- The task: Each line below must be set down exactly; omit any image you find.

- Information provided:
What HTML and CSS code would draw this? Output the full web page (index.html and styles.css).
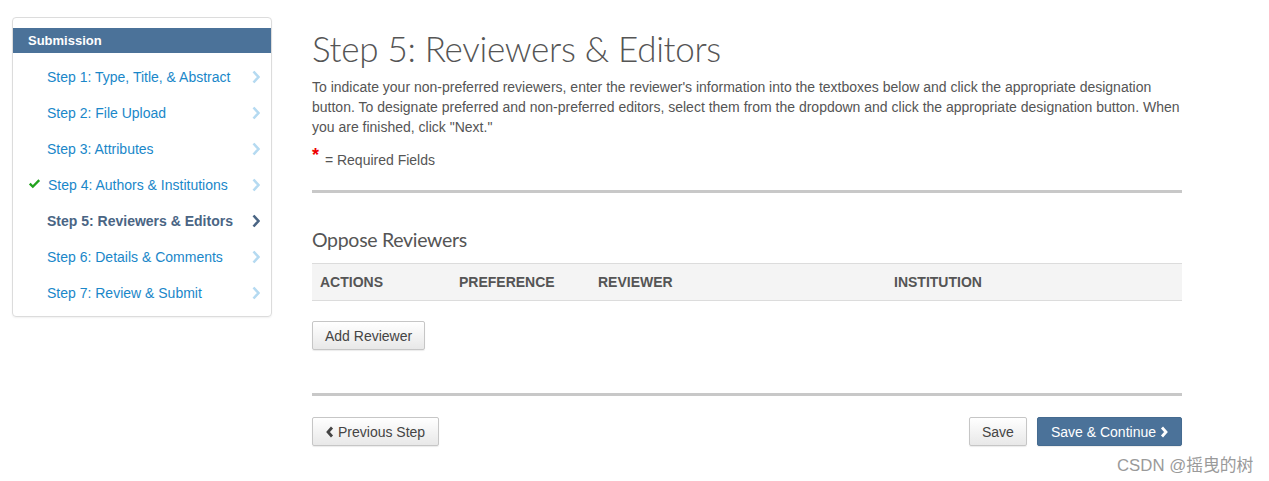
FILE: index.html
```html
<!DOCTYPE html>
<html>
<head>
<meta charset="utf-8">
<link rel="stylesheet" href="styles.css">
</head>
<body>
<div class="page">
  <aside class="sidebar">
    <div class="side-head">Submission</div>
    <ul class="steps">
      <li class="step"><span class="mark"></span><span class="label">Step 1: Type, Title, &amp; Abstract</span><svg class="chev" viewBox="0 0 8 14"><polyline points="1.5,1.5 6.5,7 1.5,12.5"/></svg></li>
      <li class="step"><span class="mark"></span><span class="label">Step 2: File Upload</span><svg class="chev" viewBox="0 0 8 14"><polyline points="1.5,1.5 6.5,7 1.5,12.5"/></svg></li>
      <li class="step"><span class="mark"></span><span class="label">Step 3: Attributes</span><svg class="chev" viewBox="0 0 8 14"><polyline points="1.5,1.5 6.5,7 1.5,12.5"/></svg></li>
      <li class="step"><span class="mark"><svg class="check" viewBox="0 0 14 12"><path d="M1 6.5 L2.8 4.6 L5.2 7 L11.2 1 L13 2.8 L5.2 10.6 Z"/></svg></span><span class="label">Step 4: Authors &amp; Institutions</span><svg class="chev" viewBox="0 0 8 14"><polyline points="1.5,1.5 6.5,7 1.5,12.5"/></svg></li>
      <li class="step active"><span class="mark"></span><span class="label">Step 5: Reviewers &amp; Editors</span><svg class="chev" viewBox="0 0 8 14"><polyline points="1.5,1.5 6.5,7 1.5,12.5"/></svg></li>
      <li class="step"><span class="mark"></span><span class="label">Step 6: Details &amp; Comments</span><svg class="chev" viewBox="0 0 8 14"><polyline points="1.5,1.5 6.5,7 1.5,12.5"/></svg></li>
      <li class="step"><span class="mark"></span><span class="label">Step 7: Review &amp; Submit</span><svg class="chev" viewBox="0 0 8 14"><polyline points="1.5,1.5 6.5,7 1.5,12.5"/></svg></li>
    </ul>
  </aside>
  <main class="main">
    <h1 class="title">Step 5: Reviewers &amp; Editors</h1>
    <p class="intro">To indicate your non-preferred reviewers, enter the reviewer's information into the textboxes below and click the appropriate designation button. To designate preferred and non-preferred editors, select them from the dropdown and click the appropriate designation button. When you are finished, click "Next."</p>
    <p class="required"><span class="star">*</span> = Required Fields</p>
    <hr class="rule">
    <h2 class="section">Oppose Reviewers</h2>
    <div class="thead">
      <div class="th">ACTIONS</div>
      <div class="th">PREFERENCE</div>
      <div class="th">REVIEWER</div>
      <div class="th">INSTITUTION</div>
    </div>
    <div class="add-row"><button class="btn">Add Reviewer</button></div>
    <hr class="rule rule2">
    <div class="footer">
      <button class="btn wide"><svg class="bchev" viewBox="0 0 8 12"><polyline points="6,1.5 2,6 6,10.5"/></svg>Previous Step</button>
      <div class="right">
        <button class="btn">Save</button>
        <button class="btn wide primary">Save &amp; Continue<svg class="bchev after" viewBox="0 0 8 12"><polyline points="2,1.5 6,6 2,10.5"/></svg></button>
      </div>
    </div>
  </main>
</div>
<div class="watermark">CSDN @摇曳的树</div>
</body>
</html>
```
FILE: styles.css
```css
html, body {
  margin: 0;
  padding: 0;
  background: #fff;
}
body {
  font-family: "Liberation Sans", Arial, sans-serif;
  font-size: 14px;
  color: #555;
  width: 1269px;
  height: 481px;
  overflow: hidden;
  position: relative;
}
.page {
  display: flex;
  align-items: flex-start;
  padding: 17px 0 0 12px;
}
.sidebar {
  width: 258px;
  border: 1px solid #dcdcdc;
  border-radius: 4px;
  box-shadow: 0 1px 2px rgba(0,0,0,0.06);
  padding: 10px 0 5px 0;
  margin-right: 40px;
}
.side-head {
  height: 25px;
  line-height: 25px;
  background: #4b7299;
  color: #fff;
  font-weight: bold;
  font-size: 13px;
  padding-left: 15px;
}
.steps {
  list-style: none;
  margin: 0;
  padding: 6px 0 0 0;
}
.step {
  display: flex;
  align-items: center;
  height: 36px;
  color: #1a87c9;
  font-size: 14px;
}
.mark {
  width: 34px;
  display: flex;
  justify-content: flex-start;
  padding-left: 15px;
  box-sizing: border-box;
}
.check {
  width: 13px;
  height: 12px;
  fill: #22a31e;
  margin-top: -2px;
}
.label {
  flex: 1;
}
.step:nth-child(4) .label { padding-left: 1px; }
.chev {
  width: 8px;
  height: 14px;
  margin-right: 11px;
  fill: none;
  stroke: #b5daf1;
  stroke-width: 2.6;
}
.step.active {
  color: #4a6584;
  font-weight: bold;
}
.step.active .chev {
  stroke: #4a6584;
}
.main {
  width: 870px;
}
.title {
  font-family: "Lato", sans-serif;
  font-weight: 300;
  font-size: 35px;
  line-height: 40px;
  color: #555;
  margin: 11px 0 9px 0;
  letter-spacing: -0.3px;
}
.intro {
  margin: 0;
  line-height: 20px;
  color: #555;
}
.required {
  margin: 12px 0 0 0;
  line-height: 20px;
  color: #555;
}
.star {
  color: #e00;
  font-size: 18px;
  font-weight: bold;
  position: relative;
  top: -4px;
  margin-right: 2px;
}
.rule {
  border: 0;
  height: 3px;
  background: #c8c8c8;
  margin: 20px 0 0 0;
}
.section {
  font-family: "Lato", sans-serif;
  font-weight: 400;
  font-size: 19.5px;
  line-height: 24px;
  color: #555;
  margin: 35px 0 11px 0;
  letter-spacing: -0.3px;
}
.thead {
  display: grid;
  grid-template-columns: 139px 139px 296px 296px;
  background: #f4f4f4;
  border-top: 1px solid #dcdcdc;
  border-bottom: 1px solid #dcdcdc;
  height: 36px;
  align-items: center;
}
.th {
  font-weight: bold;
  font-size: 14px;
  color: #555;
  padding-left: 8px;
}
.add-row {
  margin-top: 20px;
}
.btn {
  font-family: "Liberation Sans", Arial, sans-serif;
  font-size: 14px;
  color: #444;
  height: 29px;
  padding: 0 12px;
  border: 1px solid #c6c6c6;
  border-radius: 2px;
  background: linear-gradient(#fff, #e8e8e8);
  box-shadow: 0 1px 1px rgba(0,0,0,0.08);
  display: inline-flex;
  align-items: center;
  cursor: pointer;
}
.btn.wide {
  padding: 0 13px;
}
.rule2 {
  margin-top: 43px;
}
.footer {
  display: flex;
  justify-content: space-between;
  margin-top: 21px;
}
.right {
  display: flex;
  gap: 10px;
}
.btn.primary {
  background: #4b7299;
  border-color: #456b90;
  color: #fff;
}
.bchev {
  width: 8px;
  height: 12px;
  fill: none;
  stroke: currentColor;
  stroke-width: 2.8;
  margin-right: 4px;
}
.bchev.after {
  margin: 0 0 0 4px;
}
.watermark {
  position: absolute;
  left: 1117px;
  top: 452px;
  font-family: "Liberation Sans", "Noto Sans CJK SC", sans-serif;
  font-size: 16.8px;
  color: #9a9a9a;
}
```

- Result for this exercise:
What HTML and CSS code would draw this? Output the full web page (index.html and styles.css).
FILE: index.html
```html
<!DOCTYPE html>
<html>
<head>
<meta charset="utf-8">
<link rel="stylesheet" href="styles.css">
</head>
<body>
<div class="page">
  <aside class="sidebar">
    <div class="side-head">Submission</div>
    <ul class="steps">
      <li class="step"><span class="mark"></span><span class="label">Step 1: Type, Title, &amp; Abstract</span><svg class="chev" viewBox="0 0 8 14"><polyline points="1.5,1.5 6.5,7 1.5,12.5"/></svg></li>
      <li class="step"><span class="mark"></span><span class="label">Step 2: File Upload</span><svg class="chev" viewBox="0 0 8 14"><polyline points="1.5,1.5 6.5,7 1.5,12.5"/></svg></li>
      <li class="step"><span class="mark"></span><span class="label">Step 3: Attributes</span><svg class="chev" viewBox="0 0 8 14"><polyline points="1.5,1.5 6.5,7 1.5,12.5"/></svg></li>
      <li class="step"><span class="mark"><svg class="check" viewBox="0 0 14 12"><path d="M1 6.5 L2.8 4.6 L5.2 7 L11.2 1 L13 2.8 L5.2 10.6 Z"/></svg></span><span class="label">Step 4: Authors &amp; Institutions</span><svg class="chev" viewBox="0 0 8 14"><polyline points="1.5,1.5 6.5,7 1.5,12.5"/></svg></li>
      <li class="step active"><span class="mark"></span><span class="label">Step 5: Reviewers &amp; Editors</span><svg class="chev" viewBox="0 0 8 14"><polyline points="1.5,1.5 6.5,7 1.5,12.5"/></svg></li>
      <li class="step"><span class="mark"></span><span class="label">Step 6: Details &amp; Comments</span><svg class="chev" viewBox="0 0 8 14"><polyline points="1.5,1.5 6.5,7 1.5,12.5"/></svg></li>
      <li class="step"><span class="mark"></span><span class="label">Step 7: Review &amp; Submit</span><svg class="chev" viewBox="0 0 8 14"><polyline points="1.5,1.5 6.5,7 1.5,12.5"/></svg></li>
    </ul>
  </aside>
  <main class="main">
    <h1 class="title">Step 5: Reviewers &amp; Editors</h1>
    <p class="intro">To indicate your non-preferred reviewers, enter the reviewer's information into the textboxes below and click the appropriate designation button. To designate preferred and non-preferred editors, select them from the dropdown and click the appropriate designation button. When you are finished, click "Next."</p>
    <p class="required"><span class="star">*</span> = Required Fields</p>
    <hr class="rule">
    <h2 class="section">Oppose Reviewers</h2>
    <div class="thead">
      <div class="th">ACTIONS</div>
      <div class="th">PREFERENCE</div>
      <div class="th">REVIEWER</div>
      <div class="th">INSTITUTION</div>
    </div>
    <div class="add-row"><button class="btn">Add Reviewer</button></div>
    <hr class="rule rule2">
    <div class="footer">
      <button class="btn wide"><svg class="bchev" viewBox="0 0 8 12"><polyline points="6,1.5 2,6 6,10.5"/></svg>Previous Step</button>
      <div class="right">
        <button class="btn">Save</button>
        <button class="btn wide primary">Save &amp; Continue<svg class="bchev after" viewBox="0 0 8 12"><polyline points="2,1.5 6,6 2,10.5"/></svg></button>
      </div>
    </div>
  </main>
</div>
<div class="watermark">CSDN @摇曳的树</div>
</body>
</html>
```
FILE: styles.css
```css
html, body {
  margin: 0;
  padding: 0;
  background: #fff;
}
body {
  font-family: "Liberation Sans", Arial, sans-serif;
  font-size: 14px;
  color: #555;
  width: 1269px;
  height: 481px;
  overflow: hidden;
  position: relative;
}
.page {
  display: flex;
  align-items: flex-start;
  padding: 17px 0 0 12px;
}
.sidebar {
  width: 258px;
  border: 1px solid #dcdcdc;
  border-radius: 4px;
  box-shadow: 0 1px 2px rgba(0,0,0,0.06);
  padding: 10px 0 5px 0;
  margin-right: 40px;
}
.side-head {
  height: 25px;
  line-height: 25px;
  background: #4b7299;
  color: #fff;
  font-weight: bold;
  font-size: 13px;
  padding-left: 15px;
}
.steps {
  list-style: none;
  margin: 0;
  padding: 6px 0 0 0;
}
.step {
  display: flex;
  align-items: center;
  height: 36px;
  color: #1a87c9;
  font-size: 14px;
}
.mark {
  width: 34px;
  display: flex;
  justify-content: flex-start;
  padding-left: 15px;
  box-sizing: border-box;
}
.check {
  width: 13px;
  height: 12px;
  fill: #22a31e;
  margin-top: -2px;
}
.label {
  flex: 1;
}
.step:nth-child(4) .label { padding-left: 1px; }
.chev {
  width: 8px;
  height: 14px;
  margin-right: 11px;
  fill: none;
  stroke: #b5daf1;
  stroke-width: 2.6;
}
.step.active {
  color: #4a6584;
  font-weight: bold;
}
.step.active .chev {
  stroke: #4a6584;
}
.main {
  width: 870px;
}
.title {
  font-family: "Lato", sans-serif;
  font-weight: 300;
  font-size: 35px;
  line-height: 40px;
  color: #555;
  margin: 11px 0 9px 0;
  letter-spacing: -0.3px;
}
.intro {
  margin: 0;
  line-height: 20px;
  color: #555;
}
.required {
  margin: 12px 0 0 0;
  line-height: 20px;
  color: #555;
}
.star {
  color: #e00;
  font-size: 18px;
  font-weight: bold;
  position: relative;
  top: -4px;
  margin-right: 2px;
}
.rule {
  border: 0;
  height: 3px;
  background: #c8c8c8;
  margin: 20px 0 0 0;
}
.section {
  font-family: "Lato", sans-serif;
  font-weight: 400;
  font-size: 19.5px;
  line-height: 24px;
  color: #555;
  margin: 35px 0 11px 0;
  letter-spacing: -0.3px;
}
.thead {
  display: grid;
  grid-template-columns: 139px 139px 296px 296px;
  background: #f4f4f4;
  border-top: 1px solid #dcdcdc;
  border-bottom: 1px solid #dcdcdc;
  height: 36px;
  align-items: center;
}
.th {
  font-weight: bold;
  font-size: 14px;
  color: #555;
  padding-left: 8px;
}
.add-row {
  margin-top: 20px;
}
.btn {
  font-family: "Liberation Sans", Arial, sans-serif;
  font-size: 14px;
  color: #444;
  height: 29px;
  padding: 0 12px;
  border: 1px solid #c6c6c6;
  border-radius: 2px;
  background: linear-gradient(#fff, #e8e8e8);
  box-shadow: 0 1px 1px rgba(0,0,0,0.08);
  display: inline-flex;
  align-items: center;
  cursor: pointer;
}
.btn.wide {
  padding: 0 13px;
}
.rule2 {
  margin-top: 43px;
}
.footer {
  display: flex;
  justify-content: space-between;
  margin-top: 21px;
}
.right {
  display: flex;
  gap: 10px;
}
.btn.primary {
  background: #4b7299;
  border-color: #456b90;
  color: #fff;
}
.bchev {
  width: 8px;
  height: 12px;
  fill: none;
  stroke: currentColor;
  stroke-width: 2.8;
  margin-right: 4px;
}
.bchev.after {
  margin: 0 0 0 4px;
}
.watermark {
  position: absolute;
  left: 1117px;
  top: 452px;
  font-family: "Liberation Sans", "Noto Sans CJK SC", sans-serif;
  font-size: 16.8px;
  color: #9a9a9a;
}
```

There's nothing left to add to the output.